• **Task**
Only lines with the string "this" matter here; gather them from the material below.

(Pages as source code)
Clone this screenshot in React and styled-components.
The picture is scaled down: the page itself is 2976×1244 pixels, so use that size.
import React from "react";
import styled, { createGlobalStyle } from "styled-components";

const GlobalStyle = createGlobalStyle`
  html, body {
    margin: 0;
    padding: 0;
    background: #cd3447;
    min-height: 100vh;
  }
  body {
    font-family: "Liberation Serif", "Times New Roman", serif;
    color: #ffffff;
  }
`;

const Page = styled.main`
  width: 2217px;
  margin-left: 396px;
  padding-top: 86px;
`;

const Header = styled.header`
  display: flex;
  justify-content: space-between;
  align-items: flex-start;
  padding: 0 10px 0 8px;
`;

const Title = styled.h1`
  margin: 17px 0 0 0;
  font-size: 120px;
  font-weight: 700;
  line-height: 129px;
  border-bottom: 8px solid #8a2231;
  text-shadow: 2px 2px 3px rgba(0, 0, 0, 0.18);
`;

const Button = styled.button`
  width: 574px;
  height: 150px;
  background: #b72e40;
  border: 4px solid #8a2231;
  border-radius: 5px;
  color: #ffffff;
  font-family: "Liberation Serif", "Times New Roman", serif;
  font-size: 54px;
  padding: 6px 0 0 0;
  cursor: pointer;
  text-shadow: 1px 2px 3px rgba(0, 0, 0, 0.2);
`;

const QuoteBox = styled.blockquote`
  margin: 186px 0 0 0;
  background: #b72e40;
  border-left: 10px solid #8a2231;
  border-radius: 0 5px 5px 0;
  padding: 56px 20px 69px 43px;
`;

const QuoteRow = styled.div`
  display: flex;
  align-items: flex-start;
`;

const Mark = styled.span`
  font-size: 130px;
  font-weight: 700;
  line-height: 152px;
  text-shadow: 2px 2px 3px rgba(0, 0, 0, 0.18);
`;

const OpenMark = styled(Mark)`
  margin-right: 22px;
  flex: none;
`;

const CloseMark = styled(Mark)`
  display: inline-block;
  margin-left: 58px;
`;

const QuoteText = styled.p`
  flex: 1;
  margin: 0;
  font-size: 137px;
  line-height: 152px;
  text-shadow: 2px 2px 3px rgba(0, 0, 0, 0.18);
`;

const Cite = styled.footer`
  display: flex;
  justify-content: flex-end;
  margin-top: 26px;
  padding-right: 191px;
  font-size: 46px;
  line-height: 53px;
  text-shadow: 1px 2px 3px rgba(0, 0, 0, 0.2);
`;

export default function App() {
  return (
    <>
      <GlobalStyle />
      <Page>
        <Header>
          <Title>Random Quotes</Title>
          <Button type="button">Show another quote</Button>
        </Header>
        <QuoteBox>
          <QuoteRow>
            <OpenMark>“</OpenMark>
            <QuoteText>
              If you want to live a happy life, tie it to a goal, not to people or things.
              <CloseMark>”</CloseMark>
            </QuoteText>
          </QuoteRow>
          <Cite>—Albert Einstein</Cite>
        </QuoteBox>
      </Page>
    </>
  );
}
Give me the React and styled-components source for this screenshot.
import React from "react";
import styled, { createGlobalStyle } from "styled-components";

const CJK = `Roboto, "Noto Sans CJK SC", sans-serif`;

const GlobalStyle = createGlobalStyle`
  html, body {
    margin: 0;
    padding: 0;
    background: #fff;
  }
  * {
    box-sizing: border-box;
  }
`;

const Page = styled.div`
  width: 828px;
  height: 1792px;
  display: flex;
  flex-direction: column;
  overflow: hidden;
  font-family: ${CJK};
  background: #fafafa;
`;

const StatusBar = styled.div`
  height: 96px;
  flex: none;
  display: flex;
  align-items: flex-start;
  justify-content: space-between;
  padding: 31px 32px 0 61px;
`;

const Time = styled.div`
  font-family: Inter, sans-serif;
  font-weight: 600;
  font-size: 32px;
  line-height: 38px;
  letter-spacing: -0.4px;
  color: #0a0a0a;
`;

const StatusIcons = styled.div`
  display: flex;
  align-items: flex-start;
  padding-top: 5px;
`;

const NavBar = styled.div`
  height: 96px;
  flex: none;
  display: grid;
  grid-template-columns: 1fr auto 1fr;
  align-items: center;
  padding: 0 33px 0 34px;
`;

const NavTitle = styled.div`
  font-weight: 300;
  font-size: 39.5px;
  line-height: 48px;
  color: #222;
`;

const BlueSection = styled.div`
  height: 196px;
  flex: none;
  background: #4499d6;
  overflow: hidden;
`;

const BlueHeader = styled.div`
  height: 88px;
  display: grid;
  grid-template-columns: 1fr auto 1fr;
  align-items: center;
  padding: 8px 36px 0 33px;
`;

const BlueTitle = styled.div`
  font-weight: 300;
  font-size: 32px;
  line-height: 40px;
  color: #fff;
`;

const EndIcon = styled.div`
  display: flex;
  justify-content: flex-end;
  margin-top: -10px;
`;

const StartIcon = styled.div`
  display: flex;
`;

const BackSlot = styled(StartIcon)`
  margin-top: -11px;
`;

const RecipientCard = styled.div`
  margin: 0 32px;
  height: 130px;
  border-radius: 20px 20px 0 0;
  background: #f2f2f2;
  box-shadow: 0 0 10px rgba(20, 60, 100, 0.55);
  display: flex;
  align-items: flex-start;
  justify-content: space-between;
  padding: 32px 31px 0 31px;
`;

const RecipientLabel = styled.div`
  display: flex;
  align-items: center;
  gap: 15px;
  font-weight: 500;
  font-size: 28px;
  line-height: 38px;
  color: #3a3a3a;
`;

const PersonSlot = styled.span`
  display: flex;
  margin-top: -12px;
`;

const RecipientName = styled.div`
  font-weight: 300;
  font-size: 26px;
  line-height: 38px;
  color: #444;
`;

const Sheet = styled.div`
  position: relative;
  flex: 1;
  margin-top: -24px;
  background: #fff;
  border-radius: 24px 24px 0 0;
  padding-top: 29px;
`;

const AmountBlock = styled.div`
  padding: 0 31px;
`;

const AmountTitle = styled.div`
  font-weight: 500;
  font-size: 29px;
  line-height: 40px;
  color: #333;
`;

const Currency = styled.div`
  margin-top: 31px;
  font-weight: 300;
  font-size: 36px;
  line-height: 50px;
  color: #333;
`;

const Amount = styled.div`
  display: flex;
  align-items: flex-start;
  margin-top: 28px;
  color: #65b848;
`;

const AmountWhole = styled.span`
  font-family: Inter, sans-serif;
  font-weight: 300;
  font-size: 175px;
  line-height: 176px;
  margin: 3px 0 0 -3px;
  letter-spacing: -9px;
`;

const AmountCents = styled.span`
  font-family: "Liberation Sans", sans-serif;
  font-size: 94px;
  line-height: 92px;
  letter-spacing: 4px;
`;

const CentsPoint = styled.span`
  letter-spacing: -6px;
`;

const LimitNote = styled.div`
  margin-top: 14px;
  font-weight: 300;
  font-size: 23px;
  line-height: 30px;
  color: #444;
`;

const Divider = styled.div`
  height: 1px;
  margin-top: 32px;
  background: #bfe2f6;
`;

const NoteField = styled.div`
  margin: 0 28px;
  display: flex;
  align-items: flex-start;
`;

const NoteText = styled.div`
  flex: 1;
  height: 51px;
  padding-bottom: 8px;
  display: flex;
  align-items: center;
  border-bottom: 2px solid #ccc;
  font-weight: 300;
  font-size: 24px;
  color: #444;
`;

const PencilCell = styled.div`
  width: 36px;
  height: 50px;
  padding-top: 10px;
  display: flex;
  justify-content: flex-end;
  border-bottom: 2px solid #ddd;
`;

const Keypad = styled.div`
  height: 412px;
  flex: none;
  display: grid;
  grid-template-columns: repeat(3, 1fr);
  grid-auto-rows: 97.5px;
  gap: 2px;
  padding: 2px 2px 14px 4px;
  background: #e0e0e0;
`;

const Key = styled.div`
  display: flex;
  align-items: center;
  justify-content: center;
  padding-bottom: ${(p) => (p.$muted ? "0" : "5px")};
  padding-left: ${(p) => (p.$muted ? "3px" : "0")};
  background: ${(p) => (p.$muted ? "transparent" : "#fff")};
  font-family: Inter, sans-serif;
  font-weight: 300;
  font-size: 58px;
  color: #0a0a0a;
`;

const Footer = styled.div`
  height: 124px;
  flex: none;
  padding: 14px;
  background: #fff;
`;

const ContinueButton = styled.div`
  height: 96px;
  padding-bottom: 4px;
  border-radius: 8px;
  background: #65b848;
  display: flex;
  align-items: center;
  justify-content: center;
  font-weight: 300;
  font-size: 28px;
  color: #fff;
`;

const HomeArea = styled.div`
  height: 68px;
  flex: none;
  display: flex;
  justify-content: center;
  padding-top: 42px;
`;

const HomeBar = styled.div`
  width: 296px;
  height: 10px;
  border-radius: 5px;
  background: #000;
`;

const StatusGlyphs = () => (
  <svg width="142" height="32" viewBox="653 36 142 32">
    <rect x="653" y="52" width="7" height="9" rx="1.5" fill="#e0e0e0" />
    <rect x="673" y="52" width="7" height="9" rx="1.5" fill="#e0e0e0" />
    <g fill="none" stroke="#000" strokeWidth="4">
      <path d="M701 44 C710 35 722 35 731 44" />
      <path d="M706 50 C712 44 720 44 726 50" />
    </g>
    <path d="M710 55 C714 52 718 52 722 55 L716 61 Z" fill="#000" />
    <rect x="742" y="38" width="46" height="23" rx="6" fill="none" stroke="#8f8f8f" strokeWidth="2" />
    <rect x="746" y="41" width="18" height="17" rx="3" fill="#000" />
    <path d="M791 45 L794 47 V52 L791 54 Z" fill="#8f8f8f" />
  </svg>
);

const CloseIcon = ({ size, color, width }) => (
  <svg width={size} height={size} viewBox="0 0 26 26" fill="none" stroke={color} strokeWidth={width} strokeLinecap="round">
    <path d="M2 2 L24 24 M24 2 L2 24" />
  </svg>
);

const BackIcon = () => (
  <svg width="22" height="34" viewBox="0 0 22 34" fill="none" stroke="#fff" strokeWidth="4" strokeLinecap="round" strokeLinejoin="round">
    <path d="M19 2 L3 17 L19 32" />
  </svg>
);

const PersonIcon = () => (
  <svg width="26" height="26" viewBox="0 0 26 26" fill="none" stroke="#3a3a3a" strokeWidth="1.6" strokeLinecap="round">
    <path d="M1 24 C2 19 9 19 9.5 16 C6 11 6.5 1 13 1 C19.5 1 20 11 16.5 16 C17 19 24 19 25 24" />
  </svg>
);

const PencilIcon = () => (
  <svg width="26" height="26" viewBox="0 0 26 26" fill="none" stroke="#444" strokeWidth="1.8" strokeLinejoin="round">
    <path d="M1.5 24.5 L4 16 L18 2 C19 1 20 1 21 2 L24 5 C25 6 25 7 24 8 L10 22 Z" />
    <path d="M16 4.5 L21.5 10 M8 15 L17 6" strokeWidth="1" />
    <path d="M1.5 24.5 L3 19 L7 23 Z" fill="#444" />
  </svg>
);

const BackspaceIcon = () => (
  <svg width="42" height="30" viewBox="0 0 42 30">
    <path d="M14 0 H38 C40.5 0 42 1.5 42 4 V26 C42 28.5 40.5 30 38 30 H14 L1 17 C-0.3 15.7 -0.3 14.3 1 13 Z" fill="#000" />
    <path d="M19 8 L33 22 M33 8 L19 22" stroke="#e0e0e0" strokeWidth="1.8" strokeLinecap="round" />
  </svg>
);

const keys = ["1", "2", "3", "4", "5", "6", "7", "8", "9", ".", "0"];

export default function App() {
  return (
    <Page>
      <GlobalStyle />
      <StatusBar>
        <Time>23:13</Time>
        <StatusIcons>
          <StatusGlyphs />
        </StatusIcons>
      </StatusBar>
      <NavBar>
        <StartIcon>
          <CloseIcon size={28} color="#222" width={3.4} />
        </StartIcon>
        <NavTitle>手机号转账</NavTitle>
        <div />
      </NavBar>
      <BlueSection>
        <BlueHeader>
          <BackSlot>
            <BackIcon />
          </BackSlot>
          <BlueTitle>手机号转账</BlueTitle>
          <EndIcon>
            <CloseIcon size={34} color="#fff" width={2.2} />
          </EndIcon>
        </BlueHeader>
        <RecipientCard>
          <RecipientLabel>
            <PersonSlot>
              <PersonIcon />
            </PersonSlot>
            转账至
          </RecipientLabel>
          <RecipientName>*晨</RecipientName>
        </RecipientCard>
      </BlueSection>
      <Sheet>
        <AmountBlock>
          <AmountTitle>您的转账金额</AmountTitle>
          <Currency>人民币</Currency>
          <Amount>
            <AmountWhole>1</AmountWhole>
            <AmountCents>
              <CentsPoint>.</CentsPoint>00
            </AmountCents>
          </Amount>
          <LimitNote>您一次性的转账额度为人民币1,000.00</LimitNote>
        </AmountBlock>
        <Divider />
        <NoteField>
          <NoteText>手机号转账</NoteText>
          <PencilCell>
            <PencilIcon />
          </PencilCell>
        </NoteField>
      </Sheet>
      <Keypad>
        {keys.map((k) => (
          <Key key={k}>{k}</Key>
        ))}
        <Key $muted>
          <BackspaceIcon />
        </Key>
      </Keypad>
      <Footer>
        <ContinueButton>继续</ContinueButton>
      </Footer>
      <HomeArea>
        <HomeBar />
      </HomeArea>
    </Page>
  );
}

• **Correct answer**
Clone this screenshot in React and styled-components.
Give me the React and styled-components source for this screenshot.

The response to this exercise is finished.